Land tax also impacts on the politics of peripheral urban expansion. Currently,
the prospect of huge capital gains resulting from decisions by local governments
to rezone land from rural to urban acts as an incentive for landowners on
the fringes of built-up areas to lobby for changes that will allow increased
development. Hence, landowners push for rights to subdivision, irrespective
of whether or not there is actual demand (Day, 1995: 3). By creaming off
the gains from windfall increases in land values, land tax obviates this
bias towards relentless urban expansion.
However, the question remains: would a uniform land tax be sufficient to
produce more efficient patterns of urban development? Or would there still
be a need for direct land use controls? Land tax can certainly be a tool
for discouraging the wasteful use of land. It tends to discourage people
from purchasing excessive amounts of land or leaving it idle. However, it
may also encourage the overdevelopment of land in order to produce the income
stream necessary to pay the higher rate of tax.
Critics of urban consolidation such as Patrick Troy (1996) have examined
the potential problems of such overdevelopment, including a range of environmental
impacts such as altered hydrological processes.
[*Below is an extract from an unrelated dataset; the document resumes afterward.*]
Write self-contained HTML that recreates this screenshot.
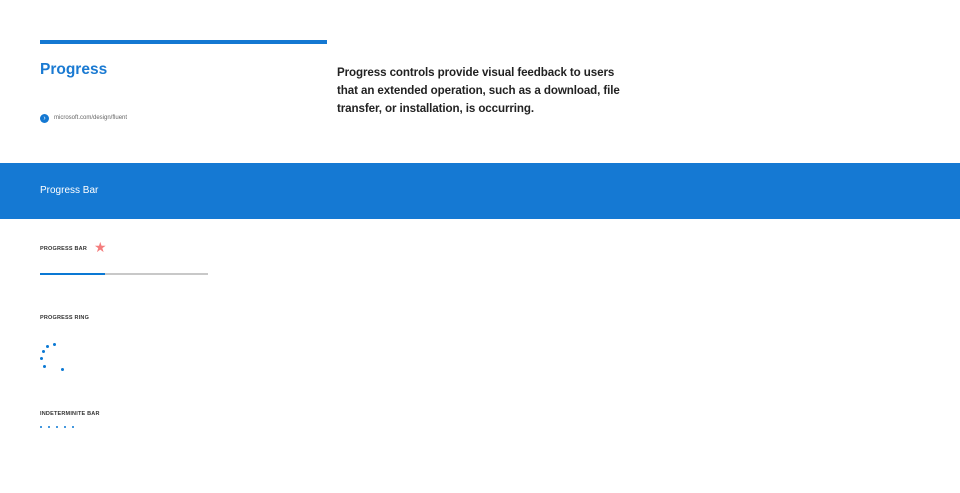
<!DOCTYPE html>
<html><head><style>
body{margin:0;width:960px;height:493px;background:#fff;position:relative;font-family:"Liberation Sans",sans-serif;overflow:hidden}
.a{position:absolute}
.lbl{font-size:5.5px;font-weight:bold;color:#333;letter-spacing:.2px}
.d{position:absolute;width:3px;height:3px;border-radius:50%;background:#0a78d4}
</style></head><body>
<div class="a" style="left:40px;top:40px;width:287px;height:4px;background:#1478d2"></div>
<div class="a" style="left:40px;top:61px;font-size:15.5px;font-weight:bold;color:#1a7ad2">Progress</div>
<div class="a" style="left:40px;top:114px;width:9px;height:9px;border-radius:50%;background:#1478d2;color:#fff;font-size:7px;line-height:9px;text-align:center">›</div>
<div class="a" style="left:54px;top:115px;font-size:6px;color:#666">microsoft.com/design/fluent</div>
<div class="a" style="left:337px;top:64px;width:320px;font-size:11.6px;line-height:18px;font-weight:bold;color:#222;white-space:nowrap;letter-spacing:-0.1px">Progress controls provide visual feedback to users<br>that an extended operation, such as a download, file<br>transfer, or installation, is occurring.</div>
<div class="a" style="left:0;top:163px;width:960px;height:56px;background:#1579d3"></div>
<div class="a" style="left:40px;top:185px;font-size:10px;color:#fff">Progress Bar</div>
<div class="a lbl" style="left:40px;top:246px">PROGRESS BAR</div>
<div class="a" style="left:94px;top:239px;font-size:14px;color:#f47d7d">★</div>
<div class="a" style="left:40px;top:273px;width:168px;height:2px;background:#c8c8c8"></div>
<div class="a" style="left:40px;top:273px;width:65px;height:2px;background:#0a78d4"></div>
<div class="a lbl" style="left:40px;top:315px">PROGRESS RING</div>
<div class="d" style="left:53px;top:343px"></div>
<div class="d" style="left:46px;top:345px"></div>
<div class="d" style="left:42px;top:350px"></div>
<div class="d" style="left:40px;top:357px"></div>
<div class="d" style="left:43px;top:365px"></div>
<div class="d" style="left:61px;top:368px"></div>
<div class="a lbl" style="left:40px;top:411px">INDETERMINITE BAR</div>
<div class="d" style="left:40px;top:426px;width:2px;height:2px"></div>
<div class="d" style="left:48px;top:426px;width:2px;height:2px"></div>
<div class="d" style="left:56px;top:426px;width:2px;height:2px"></div>
<div class="d" style="left:64px;top:426px;width:2px;height:2px"></div>
<div class="d" style="left:72px;top:426px;width:2px;height:2px"></div>
</body></html>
It seems to be an overly
bold claim that a Georgist land tax alone would be sufficient to achieve
optimal urban development patterns. Land use controls a necessary adjunct
to land tax - in setting minimum requirements for green space, for example.
Local government planning controls are also important to prevent incompatibility
of land uses, such the development of hazardous or unhealthy industrial activities
adjacent to residential areas. Targeted decentralisation policies are a means
of encouraging the further development of regional centres. Such policies
can work in conjunction with land taxes to ease growth pressures in the larger
cities, while addressing long-standing spatial, social and economic inequalities
(Stilwell, 2000: 254-260). The desirability of promoting more decentralised
regional development is consistent with a Georgist perspective, but not altogether
compatible with the claim that land tax would facilitate urban consolidation.
It seems clear that it ‘overburdens’ land tax to expect it alone
to produce the best spatial outcomes, taking account of all the economic,
social and environmental issues involved in urban and regional policy. The
various other policy instruments – including regulations relating to
green space, zoning, and the provision of public infrastructure to pave the
way for decentralisation – are important complements to land taxation.
In other words, land tax is best regarded as a necessary but not sufficient
condition for more effective spatial policy. ...
Georgists have also frequently claimed to be able to explain and ameliorate,
even resolve, the cyclical character of the capitalist economy. George argued
that a higher uniform land tax could reduce the severity of booms and busts
in the housing market by reducing the speculative investment in land. This
would produce more stable economic conditions throughout the economy, removing
the boom-bust cycle to which capitalism is otherwise prone. It is
an argument that has contemporary Australian relevance because the boom-bust
character
of the urban property market is clearly a significant factor in overall cyclical
economic instability. An earlier article on Australian land price
trends by Kavanagh (2001) has illustrated this connection, demonstrating
that, while
the property market is more volatile than the economy as a whole, there has
been a clear temporal connection between the two patterns of cyclical behaviour
over the last half century. Property booms and busts have typically coincided
with swings in overall national economic performance. The policy implication
is that, by smoothing out cycles in the housing market, a uniform land tax
could help to avoid periodic crises in capitalist economies more generally.